Dans les camps de réfugiés burundais en Tanzanie, un nouveau processus d’« entretiens de présélection » suscite de vives inquiétudes. Officiellement destiné à évaluer la volonté des réfugiés de rester sous protection internationale, ce dispositif est dénoncé par plusieurs ONG et réfugiés comme une manœuvre déguisée pour forcer les retours au Burundi, dans un climat de peur, de confusion linguistique et de pressions psychologiques.

Depuis trois semaines à Nduta et plus récemment à Nyarugusu, les réfugiés burundais font face à une nouvelle vague d’« entretiens de présélection » menés par le HCR et les autorités tanzaniennes. Officiellement présentés comme un moyen de déterminer qui souhaite encore bénéficier d’une protection internationale, ces entretiens suscitent malaise, incompréhension et accusations de coercition.

SOS Médias Burundi a accompagné un réfugié burundais jusqu’au bureau d’entretien. Nous omettons son nom et l’appelons *Benoit pour des raisons de sécurité.

Benoît est un réfugié installé avec sa famille dans le village I4 de la zone 8 de Nyarugusu. Il témoigne de cette atmosphère pesante. Le mardi 20 mai, à 10h30, il attend son tour :
« Je ne sais pas pourquoi, mais je ne me sens pas bien. Comme chrétien, je ressens qu’un malheur m’attend. Mais j’ai prié, alors j’avance. »

Conduit auprès d’une agente du HCR, il choisit de s’exprimer en swahili. Rapidement, il est interrompu alors qu’il évoque son premier exil de 1993 :
« Concentrez-vous sur votre dernière fuite », lui intime-t-on. Il raconte alors son départ du Burundi en mai 2015, les persécutions et les menaces qui l’ont poussé à fuir.

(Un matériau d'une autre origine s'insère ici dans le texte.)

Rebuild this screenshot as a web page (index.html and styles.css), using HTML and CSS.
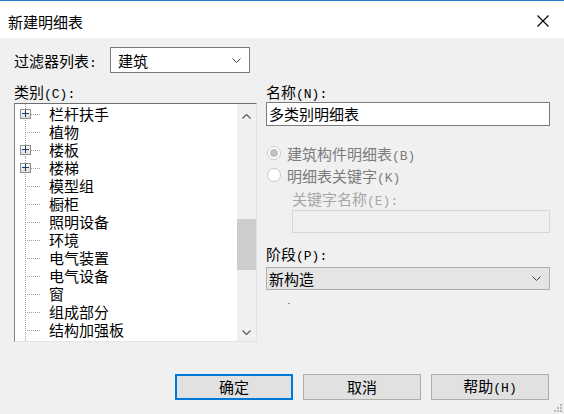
FILE: index.html
```html
<!DOCTYPE html>
<html lang="zh">
<head>
  <meta charset="UTF-8" />
  <title>新建明细表</title>
  <link rel="stylesheet" href="styles.css">
</head>
<body>
  <div class="dialog">
    <div class="titlebar">
      <span class="title">新建明细表</span>
      <svg class="close" width="12" height="12" viewBox="0 0 12 12">
        <path d="M0.5 0.5 L11.5 11.5 M11.5 0.5 L0.5 11.5" stroke="#000" stroke-width="1.1" fill="none"/>
      </svg>
    </div>

    <div class="content">
      <div class="filter-row">
        <span class="filter-label">过滤器列表<span class="mn">:</span></span>
        <div class="combo">
          <span>建筑</span>
          <svg class="chev" width="9" height="5" viewBox="0 0 9 5"><path d="M0.5 0.5 L4.5 4.5 L8.5 0.5" stroke="#444" fill="none"/></svg>
        </div>
      </div>

      <div class="columns">
        <div class="left-col">
          <div class="label">类别<span class="mn">(C):</span></div>
          <div class="listbox">
            <div class="tree" id="tree"></div>
            <div class="scrollbar">
              <svg class="arrow" width="9" height="5" viewBox="0 0 9 5"><path d="M0.5 4.5 L4.5 0.5 L8.5 4.5" stroke="#606060" stroke-width="1.3" fill="none"/></svg>
              <div class="track"><div class="thumb"></div></div>
              <svg class="arrow" width="9" height="5" viewBox="0 0 9 5"><path d="M0.5 0.5 L4.5 4.5 L8.5 0.5" stroke="#606060" stroke-width="1.3" fill="none"/></svg>
            </div>
          </div>
        </div>

        <div class="right-col">
          <div class="label">名称<span class="mn">(N):</span></div>
          <div class="textbox">多类别明细表</div>

          <div class="radio-row first">
            <span class="radio checked"></span>
            <span>建筑构件明细表<span class="mn">(B)</span></span>
          </div>
          <div class="radio-row">
            <span class="radio"></span>
            <span>明细表关键字<span class="mn">(K)</span></span>
          </div>

          <div class="sub">
            <div class="label disabled">关键字名称<span class="mn">(E):</span></div>
            <div class="textbox off"></div>
          </div>

          <div class="label stage">阶段<span class="mn">(P):</span></div>
          <div class="combo wide">
            <span>新构造</span>
            <svg class="chev" width="9" height="5" viewBox="0 0 9 5"><path d="M0.5 0.5 L4.5 4.5 L8.5 0.5" stroke="#444" fill="none"/></svg>
          </div>
          <span class="dot"></span>
        </div>
      </div>

      <div class="buttons">
        <button class="default">确定</button>
        <button>取消</button>
        <button>帮助<span class="mn">(H)</span></button>
      </div>
    </div>
    <svg class="grip" width="10" height="10" viewBox="0 0 10 10">
      <rect x="8" y="2" width="2" height="2" fill="#b8b8b8"/>
      <rect x="5" y="5" width="2" height="2" fill="#b8b8b8"/>
      <rect x="8" y="5" width="2" height="2" fill="#b8b8b8"/>
      <rect x="2" y="8" width="2" height="2" fill="#b8b8b8"/>
      <rect x="5" y="8" width="2" height="2" fill="#b8b8b8"/>
      <rect x="8" y="8" width="2" height="2" fill="#b8b8b8"/>
    </svg>
  </div>

  <script>
    // 类别列表: [名称, 是否可展开]
    const categorias = [
      ["栏杆扶手", true],
      ["植物", false],
      ["楼板", true],
      ["楼梯", true],
      ["模型组", false],
      ["橱柜", false],
      ["照明设备", false],
      ["环境", false],
      ["电气装置", false],
      ["电气设备", false],
      ["窗", false],
      ["组成部分", false],
      ["结构加强板", false],
      ["结构柱", false]
    ];

    const tree = document.getElementById("tree");
    categorias.forEach(([nombre, expandible]) => {
      const row = document.createElement("div");
      row.className = "node";
      row.innerHTML = `
        <span class="branch">${expandible ? '<span class="plus"></span>' : ""}</span>
        <span class="name">${nombre}</span>
      `;
      tree.appendChild(row);
    });
  </script>
</body>
</html>
```

FILE: styles.css
```css
body {
  margin: 0;
  font-family: "Noto Sans CJK SC", "Liberation Sans", sans-serif;
  font-size: 15px;
  color: #000;
  background-color: #f0f0f0;
}

.mn {
  font-family: "Liberation Mono", monospace;
  font-size: 13px;
}

.dialog {
  width: 564px;
  height: 414px;
  position: relative;
  overflow: hidden;
  background-color: #f0f0f0;
}

.titlebar {
  height: 37px;
  border-top: 1px solid #2b79d0;
  background-color: #fff;
  display: flex;
  align-items: center;
  justify-content: space-between;
  padding: 0 15px 0 8px;
}

.title {
  line-height: 18px;
  margin-top: 5px;
}

.close {
  margin-top: 2px;
}

.content {
  padding: 9px 14px 0 14px;
}

.filter-row {
  display: flex;
  align-items: center;
  height: 26px;
}

.filter-label {
  width: 96px;
}

.combo {
  box-sizing: border-box;
  width: 140px;
  height: 26px;
  border: 1px solid #7a7a7a;
  background-color: #fff;
  display: flex;
  align-items: center;
  justify-content: space-between;
  padding: 0 8px 0 7px;
}

.columns {
  display: flex;
  align-items: flex-start;
  gap: 9px;
  margin-top: 10px;
}

.label {
  height: 18px;
  line-height: 18px;
}

.left-col {
  width: 243px;
}

.listbox {
  box-sizing: border-box;
  margin-top: 2px;
  height: 239px;
  border: 1px solid;
  border-color: #6e6e6e #e3e3e3 #e3e3e3 #828282;
  background-color: #fff;
  display: flex;
  overflow: hidden;
}

.tree {
  flex: 1;
  padding-top: 1px;
  position: relative;
  background-image: linear-gradient(#a0a0a0 50%, transparent 50%);
  background-size: 1px 2px;
  background-repeat: repeat-y;
  background-position: 10px 0;
}

.node {
  height: 18px;
  display: flex;
  align-items: center;
}

.branch {
  position: relative;
  box-sizing: border-box;
  width: 20px;
  height: 18px;
  margin-left: 10px;
  padding-right: 4px;
  background-image: linear-gradient(90deg, #a0a0a0 50%, transparent 50%);
  background-size: 2px 1px;
  background-repeat: repeat-x;
  background-position: 0 9px;
  background-clip: content-box;
}

.plus {
  position: absolute;
  left: -5px;
  top: 4px;
  width: 11px;
  height: 10px;
  box-sizing: border-box;
  border: 1px solid #8e8f8f;
  background: linear-gradient(#ffffff, #dcdcdc);
}

.plus::before,
.plus::after {
  content: "";
  position: absolute;
  background-color: #1c3a6e;
}

.plus::before {
  left: 1px;
  top: 3px;
  width: 7px;
  height: 1px;
}

.plus::after {
  left: 4px;
  top: 0;
  width: 1px;
  height: 7px;
}

.name {
  margin-left: 4px;
  white-space: nowrap;
  line-height: 18px;
}

.scrollbar {
  width: 19px;
  background-color: #f0f0f0;
  display: flex;
  flex-direction: column;
  align-items: center;
}

.arrow {
  margin: 10px 0 7px;
}

.arrow:last-child {
  margin: 7px 0 6px;
}

.track {
  flex: 1;
  width: 100%;
  position: relative;
}

.thumb {
  position: absolute;
  left: 0;
  right: 0;
  top: 93px;
  height: 51px;
  background-color: #cdcdcd;
}

.right-col {
  width: 284px;
}

.textbox {
  box-sizing: border-box;
  margin-top: 1px;
  height: 24px;
  border: 1px solid #7a7a7a;
  background-color: #fff;
  padding-left: 2px;
  line-height: 22px;
}

.radio-row {
  display: flex;
  align-items: center;
  height: 22px;
  color: #7c7c7c;
}

.radio-row.first {
  margin-top: 16px;
}

.radio {
  box-sizing: border-box;
  width: 14px;
  height: 14px;
  border-radius: 50%;
  border: 1px solid #c8c8c8;
  background-color: #fff;
  margin: 0 6px 0 1px;
  position: relative;
}

.radio.checked::after {
  content: "";
  position: absolute;
  left: 2px;
  top: 2px;
  width: 8px;
  height: 8px;
  border-radius: 50%;
  background-color: #c0c0c0;
}

.sub {
  margin: 4px 0 0 26px;
}

.label.disabled {
  color: #a6a6a6;
}

.textbox.off {
  margin-top: 2px;
  height: 23px;
  border-color: #d6d6d6;
  background-color: #f0f0f0;
}

.label.stage {
  margin-top: 12px;
}

.combo.wide {
  width: 284px;
  height: 23px;
  margin-top: 4px;
  border-color: #adadad;
  background-color: #e5e5e5;
  padding: 0 8px 0 2px;
}

.dot {
  display: block;
  width: 2px;
  height: 1px;
  margin: 13px 0 0 22px;
  background-color: #5aa0d8;
}

.buttons {
  display: flex;
  justify-content: flex-end;
  gap: 10px;
  margin-top: 32px;
  padding-right: 1px;
}

button {
  box-sizing: border-box;
  width: 118px;
  height: 26px;
  font-family: "Noto Sans CJK SC", "Liberation Sans", sans-serif;
  font-size: 15px;
  background-color: #e1e1e1;
  border: 1px solid #adadad;
  padding: 0;
  line-height: 22px;
  color: #000;
}

button.default {
  border: 2px solid #0078d7;
}

.grip {
  position: absolute;
  right: 2px;
  bottom: 2px;
}
```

Les questions s’enchaînent : métier exercé, biens abandonnés, proches restés au pays, diplômes, voyages effectués. Mais c’est une question finale qui le désarçonne :
« Qu’est-ce qui vous empêche de rentrer chez vous ? »
Il répond :
« En Tanzanie, j’ai trouvé la paix et la stabilité. Le Burundi reste pour moi un danger, une menace permanente. »

Aucune copie de ses déclarations ne lui est remise. Pire encore, il doit signer un document rédigé en anglais, une langue qu’il ne maîtrise pas.
« Et si ce papier contenait des engagements, des aveux ? », s’inquiète-t-il. « Ce document devrait être rédigé dans une langue que je comprends. »

En visitant d’autres bureaux, Benoît remarque la présence d’agents parlant couramment le kirundi. Cela l’intrigue :
« Travaillent-ils pour le HCR, pour la Tanzanie… ou pour le Burundi ? Et si ce sont des infiltrés ? »

ONG en retrait et tensions avec les autorités

Un formulaire interne du HCR, que SOS Médias Burundi a pu consulter, détaille les objectifs de ces entretiens :
« Déterminer si le demandeur souhaite ou non être admis à la procédure d’asile ».
Une question en particulier soulève des doutes :
« Êtes-vous prêt à retourner dans votre pays ? Si non, pourquoi ? »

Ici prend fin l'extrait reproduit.